Malinda Lindquist's research, ’Bringing the Black Boy to Manhood’: Cultural Policy Approaches to the Negro Problem, 1945-1995, explores the late-twentieth century debates over America’s number one social problem the young, black male. While the federal government continued to rely on the social sciences for insight into the problem, a number of non-profit think-tanks capitalized on this national problem, describing themselves as experts on the dilemmas of young, black manhood. As policy prescriptions proliferated, a nascent group of trained social scientists, in conjunction with religious groups, such as the Nation of Islam, subscribed to the idea that public policies might not be the only, or necessarily the best strategy for redeeming black manhood.
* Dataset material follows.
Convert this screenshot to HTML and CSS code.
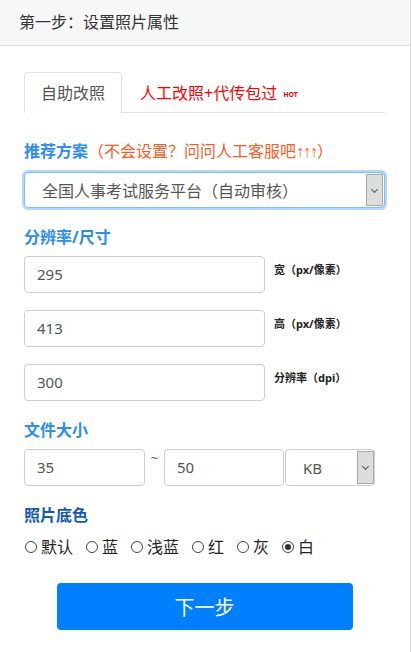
FILE: index.html
```html
<!DOCTYPE html>
<html lang="zh-CN">
<head>
    <meta charset="UTF-8">
    <meta name="viewport" content="width=device-width, initial-scale=1.0">
    <title>设置照片属性</title>
    <link rel="stylesheet" href="styles.css">
</head>
<body>
    <div class="page">
        <div class="page-header">第一步：设置照片属性</div>

        <div class="page-body">
            <div class="tabs">
                <div class="tab active">自助改照</div>
                <div class="tab tab-hot">人工改照+代传包过<span class="hot">HOT</span></div>
            </div>

            <div class="field-title first">推荐方案<span class="tip">（不会设置？问问人工客服吧<span class="arrows">↑↑↑</span>）</span></div>
            <div class="select select-focus">
                <span class="select-text">全国人事考试服务平台（自动审核）</span>
                <span class="select-arrow"></span>
            </div>

            <div class="field-title">分辨率/尺寸</div>
            <div class="size-row">
                <div class="input">295</div>
                <span class="unit">宽（px/像素）</span>
            </div>
            <div class="size-row">
                <div class="input">413</div>
                <span class="unit">高（px/像素）</span>
            </div>
            <div class="size-row">
                <div class="input">300</div>
                <span class="unit">分辨率（dpi）</span>
            </div>

            <div class="field-title">文件大小</div>
            <div class="filesize-row">
                <div class="input input-min">35</div>
                <span class="tilde">~</span>
                <div class="input input-max">50</div>
                <div class="select select-unit">
                    <span class="select-text">KB</span>
                    <span class="select-arrow"></span>
                </div>
            </div>

            <div class="field-title dark">照片底色</div>
            <div class="radios">
                <label class="radio"><span class="dot"></span>默认</label>
                <label class="radio"><span class="dot"></span>蓝</label>
                <label class="radio"><span class="dot"></span>浅蓝</label>
                <label class="radio"><span class="dot"></span>红</label>
                <label class="radio"><span class="dot"></span>灰</label>
                <label class="radio checked"><span class="dot"></span>白</label>
            </div>

            <div class="actions">
                <button class="next-button">下一步</button>
            </div>
        </div>
    </div>
</body>
</html>
```

FILE: styles.css
```css
* {
    margin: 0;
    padding: 0;
    box-sizing: border-box;
}

body {
    font-family: "Noto Sans", "Noto Sans CJK SC", sans-serif;
    background: #fff;
    color: #333;
}

.page {
    width: 411px;
    min-height: 652px;
    border-right: 1px solid #ddd;
}

.page-header {
    height: 46px;
    padding: 11px 0 0 19px;
    background: #f7f7f7;
    border-bottom: 1px solid #ddd;
    font-size: 16px;
    line-height: 22px;
    color: #333;
}

.page-body {
    padding: 26px 25px 0 24px;
}

.tabs {
    display: flex;
    align-items: flex-end;
    border-bottom: 1px solid #dee2e6;
    height: 41px;
}

.tab {
    height: 41px;
    padding: 0 16px;
    font-size: 16px;
    line-height: 40px;
    color: #555;
    border: 1px solid transparent;
    border-radius: 4px 4px 0 0;
    margin-bottom: -1px;
}

.tab.active {
    border-color: #dee2e6 #dee2e6 #fff;
    background: #fff;
}

.tab-hot {
    color: #f00;
    padding-left: 17px;
}

.hot {
    font-size: 7px;
    font-weight: bold;
    margin-left: 6px;
    vertical-align: 2px;
}

.field-title {
    margin-top: 18px;
    font-size: 16px;
    line-height: 22px;
    font-weight: bold;
    color: #2d8cf0;
}

.field-title.first {
    margin-top: 27px;
}

.field-title.dark {
    color: #1559b0;
}

.tip {
    font-weight: normal;
    color: #ff5a1f;
}

.arrows {
    font-family: "Liberation Sans", "DejaVu Sans", sans-serif;
    font-size: 16px;
    letter-spacing: -1px;
}

.select {
    display: flex;
    align-items: center;
    height: 37px;
    border: 1px solid #ccd;
    border-radius: 4px;
    background: #fff;
    padding: 1px;
}

.select-focus {
    margin-top: 9px;
    height: 36px;
    border-color: #80bdff;
    box-shadow: 0 0 0 2px #b3d7ff;
}

.select-text {
    flex: 1;
    padding-left: 16px;
    font-size: 16px;
    color: #555;
}

.select-arrow {
    width: 17px;
    height: 100%;
    background: #ddd;
    border: 1px solid #aaa;
    position: relative;
}

.select-arrow:after {
    content: "";
    position: absolute;
    left: 5px;
    top: 12px;
    width: 4px;
    height: 4px;
    border-right: 1px solid #555;
    border-bottom: 1px solid #555;
    transform: rotate(45deg);
}

.field-title + .size-row {
    margin-top: 8px;
}

.size-row {
    display: flex;
    align-items: flex-start;
    margin-top: 17px;
}

.input {
    height: 37px;
    border: 1px solid #ccd;
    border-radius: 4px;
    padding: 0 12px;
    font-size: 15px;
    line-height: 35px;
    color: #555;
}

.size-row .input {
    width: 241px;
}

.unit {
    margin: 5px 0 0 9px;
    font-size: 11px;
    font-weight: bold;
    color: #222;
}

.filesize-row {
    display: flex;
    align-items: flex-start;
    margin-top: 8px;
}

.input-min {
    width: 121px;
}

.tilde {
    width: 19px;
    text-align: center;
    font-size: 13px;
    color: #555;
    line-height: 18px;
}

.input-max {
    width: 120px;
}

.select-unit {
    width: 90px;
    margin-left: 1px;
    padding-right: 0;
}

.select-unit .select-text {
    font-size: 15px;
}

.radios {
    display: flex;
    gap: 12px;
    margin-top: 10px;
}

.radio {
    display: flex;
    align-items: center;
    font-size: 16px;
    line-height: 22px;
    color: #222;
}

.dot {
    width: 12px;
    height: 12px;
    border: 1px solid #444;
    border-radius: 50%;
    margin: 0 4px 0 1px;
    position: relative;
}

.radio.checked .dot:after {
    content: "";
    position: absolute;
    left: 2px;
    top: 2px;
    width: 6px;
    height: 6px;
    border-radius: 50%;
    background: #333;
}

.actions {
    display: flex;
    justify-content: center;
    margin-top: 25px;
}

.next-button {
    width: 296px;
    height: 47px;
    border: none;
    border-radius: 4px;
    background: #007fff;
    color: #fff;
    font-family: inherit;
    font-size: 20px;
}
```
This latter group sought to literally produce black men out of the raw material of young boys. In Bringing the Black Boy to Manhood: The Passage (1985) and Coming of Age: African American Male Rites-of-Passage (1992) the authors proposed complicated, communal, initiation rituals to instruct black boys in the responsibilities and privileges of black manhood. They believed that African-American boys needed inculcation in the values of racial manhood. This movement away from federal policy and towards the implementation of a cultural policy within the black community recalled the racial uplift strategies of the early-twentieth century and foreshadowed the principles that were later enshrined in the mission statement of the Million Man March.